_Data excerpt_
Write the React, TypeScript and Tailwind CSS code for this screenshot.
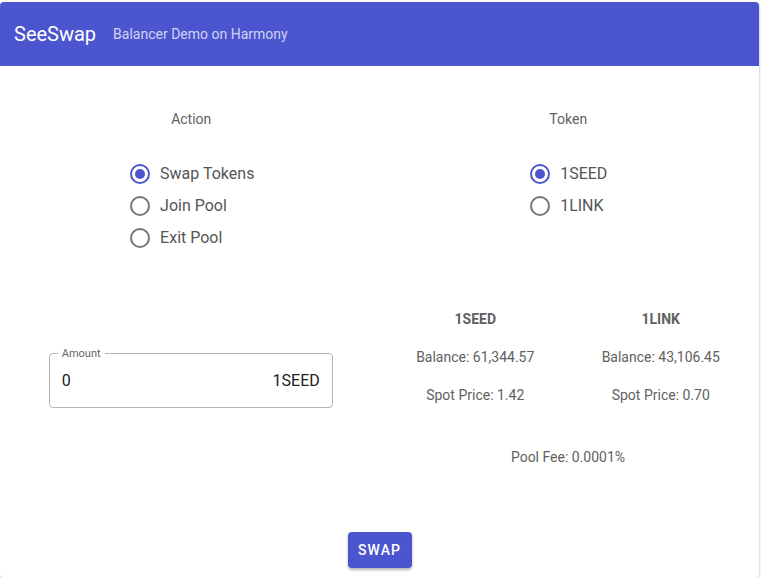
import React from "react";

const font = { fontFamily: "Roboto, 'Liberation Sans', sans-serif" };

function Radio({ checked, label }: { checked: boolean; label: string }) {
  return (
    <div className="flex items-center h-8">
      <span
        className={
          "w-5 h-5 rounded-full border-2 flex items-center justify-center " +
          (checked ? "border-[#4b55d0]" : "border-[#757575]")
        }
      >
        {checked && <span className="w-[10px] h-[10px] rounded-full bg-[#4b55d0]" />}
      </span>
      <span className="ml-[10px] text-[16px] text-[#555555]">{label}</span>
    </div>
  );
}

export default function App() {
  return (
    <div className="pt-[2px] w-[761px] bg-white" style={font}>
      <div className="rounded-[4px] bg-white shadow-[0_1px_3px_rgba(0,0,0,0.3)] w-[759px] overflow-hidden">
        <div className="h-16 bg-[#4b55d0] flex items-center px-[14px]">
          <span className="text-[20px] text-white">SeeSwap</span>
          <span className="ml-[17px] text-[14px] text-white/75">Balancer Demo on Harmony</span>
        </div>
        <div className="pt-[43px] pb-[10px]">
          <div className="grid grid-cols-2">
            <div className="flex flex-col items-center">
              <div className="text-[14px] leading-5 text-[#5f5f5f] pl-[3px]">Action</div>
              <div className="mt-[29px] pl-[5px]">
                <Radio checked label="Swap Tokens" />
                <Radio checked={false} label="Join Pool" />
                <Radio checked={false} label="Exit Pool" />
              </div>
            </div>
            <div className="flex flex-col items-center">
              <div className="text-[14px] leading-5 text-[#5f5f5f] pr-[2px]">Token</div>
              <div className="mt-[29px] pr-[1px]">
                <Radio checked label="1SEED" />
                <Radio checked={false} label="1LINK" />
              </div>
            </div>
          </div>
          <div className="grid grid-cols-2 mt-[55px]">
            <div className="flex justify-center pl-[2px]">
              <div className="relative mt-[44px] w-[284px] h-[55px] border border-[#b5b5b5] rounded-[4px] flex items-center justify-between px-[12px]">
                <span className="absolute -top-[8px] left-[8px] px-[4px] bg-white text-[11px] leading-4 text-[#666666]">
                  Amount
                </span>
                <span className="text-[16px] text-[#222222]">0</span>
                <span className="text-[16px] text-[#222222]">1SEED</span>
              </div>
            </div>
            <div className="pl-[3px] w-[374px]">
              <div className="grid grid-cols-2 text-[14px] leading-5 text-[#616161] text-center">
                <div className="font-bold">1SEED</div>
                <div className="font-bold">1LINK</div>
                <div className="mt-[18px]">Balance: 61,344.57</div>
                <div className="mt-[18px]">Balance: 43,106.45</div>
                <div className="mt-[18px]">Spot Price: 1.42</div>
                <div className="mt-[18px]">Spot Price: 0.70</div>
              </div>
              <div className="mt-[42px] text-center text-[14px] leading-5 text-[#616161]">
                Pool Fee: 0.0001%
              </div>
            </div>
          </div>
          <div className="flex justify-center mt-[65px]">
            <button className="w-16 h-9 rounded-[4px] bg-[#4b55d0] text-white text-[14px] font-medium tracking-[0.08em] shadow-[0_2px_3px_rgba(0,0,0,0.3)]">
              SWAP
            </button>
          </div>
        </div>
      </div>
    </div>
  );
}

_Task to carry out_
Without the pictures, write out the whole listing above exactly as it appears.

_Solution to the exercise_
Write the React, TypeScript and Tailwind CSS code for this screenshot.
import React from "react";

const font = { fontFamily: "Roboto, 'Liberation Sans', sans-serif" };

function Radio({ checked, label }: { checked: boolean; label: string }) {
  return (
    <div className="flex items-center h-8">
      <span
        className={
          "w-5 h-5 rounded-full border-2 flex items-center justify-center " +
          (checked ? "border-[#4b55d0]" : "border-[#757575]")
        }
      >
        {checked && <span className="w-[10px] h-[10px] rounded-full bg-[#4b55d0]" />}
      </span>
      <span className="ml-[10px] text-[16px] text-[#555555]">{label}</span>
    </div>
  );
}

export default function App() {
  return (
    <div className="pt-[2px] w-[761px] bg-white" style={font}>
      <div className="rounded-[4px] bg-white shadow-[0_1px_3px_rgba(0,0,0,0.3)] w-[759px] overflow-hidden">
        <div className="h-16 bg-[#4b55d0] flex items-center px-[14px]">
          <span className="text-[20px] text-white">SeeSwap</span>
          <span className="ml-[17px] text-[14px] text-white/75">Balancer Demo on Harmony</span>
        </div>
        <div className="pt-[43px] pb-[10px]">
          <div className="grid grid-cols-2">
            <div className="flex flex-col items-center">
              <div className="text-[14px] leading-5 text-[#5f5f5f] pl-[3px]">Action</div>
              <div className="mt-[29px] pl-[5px]">
                <Radio checked label="Swap Tokens" />
                <Radio checked={false} label="Join Pool" />
                <Radio checked={false} label="Exit Pool" />
              </div>
            </div>
            <div className="flex flex-col items-center">
              <div className="text-[14px] leading-5 text-[#5f5f5f] pr-[2px]">Token</div>
              <div className="mt-[29px] pr-[1px]">
                <Radio checked label="1SEED" />
                <Radio checked={false} label="1LINK" />
              </div>
            </div>
          </div>
          <div className="grid grid-cols-2 mt-[55px]">
            <div className="flex justify-center pl-[2px]">
              <div className="relative mt-[44px] w-[284px] h-[55px] border border-[#b5b5b5] rounded-[4px] flex items-center justify-between px-[12px]">
                <span className="absolute -top-[8px] left-[8px] px-[4px] bg-white text-[11px] leading-4 text-[#666666]">
                  Amount
                </span>
                <span className="text-[16px] text-[#222222]">0</span>
                <span className="text-[16px] text-[#222222]">1SEED</span>
              </div>
            </div>
            <div className="pl-[3px] w-[374px]">
              <div className="grid grid-cols-2 text-[14px] leading-5 text-[#616161] text-center">
                <div className="font-bold">1SEED</div>
                <div className="font-bold">1LINK</div>
                <div className="mt-[18px]">Balance: 61,344.57</div>
                <div className="mt-[18px]">Balance: 43,106.45</div>
                <div className="mt-[18px]">Spot Price: 1.42</div>
                <div className="mt-[18px]">Spot Price: 0.70</div>
              </div>
              <div className="mt-[42px] text-center text-[14px] leading-5 text-[#616161]">
                Pool Fee: 0.0001%
              </div>
            </div>
          </div>
          <div className="flex justify-center mt-[65px]">
            <button className="w-16 h-9 rounded-[4px] bg-[#4b55d0] text-white text-[14px] font-medium tracking-[0.08em] shadow-[0_2px_3px_rgba(0,0,0,0.3)]">
              SWAP
            </button>
          </div>
        </div>
      </div>
    </div>
  );
}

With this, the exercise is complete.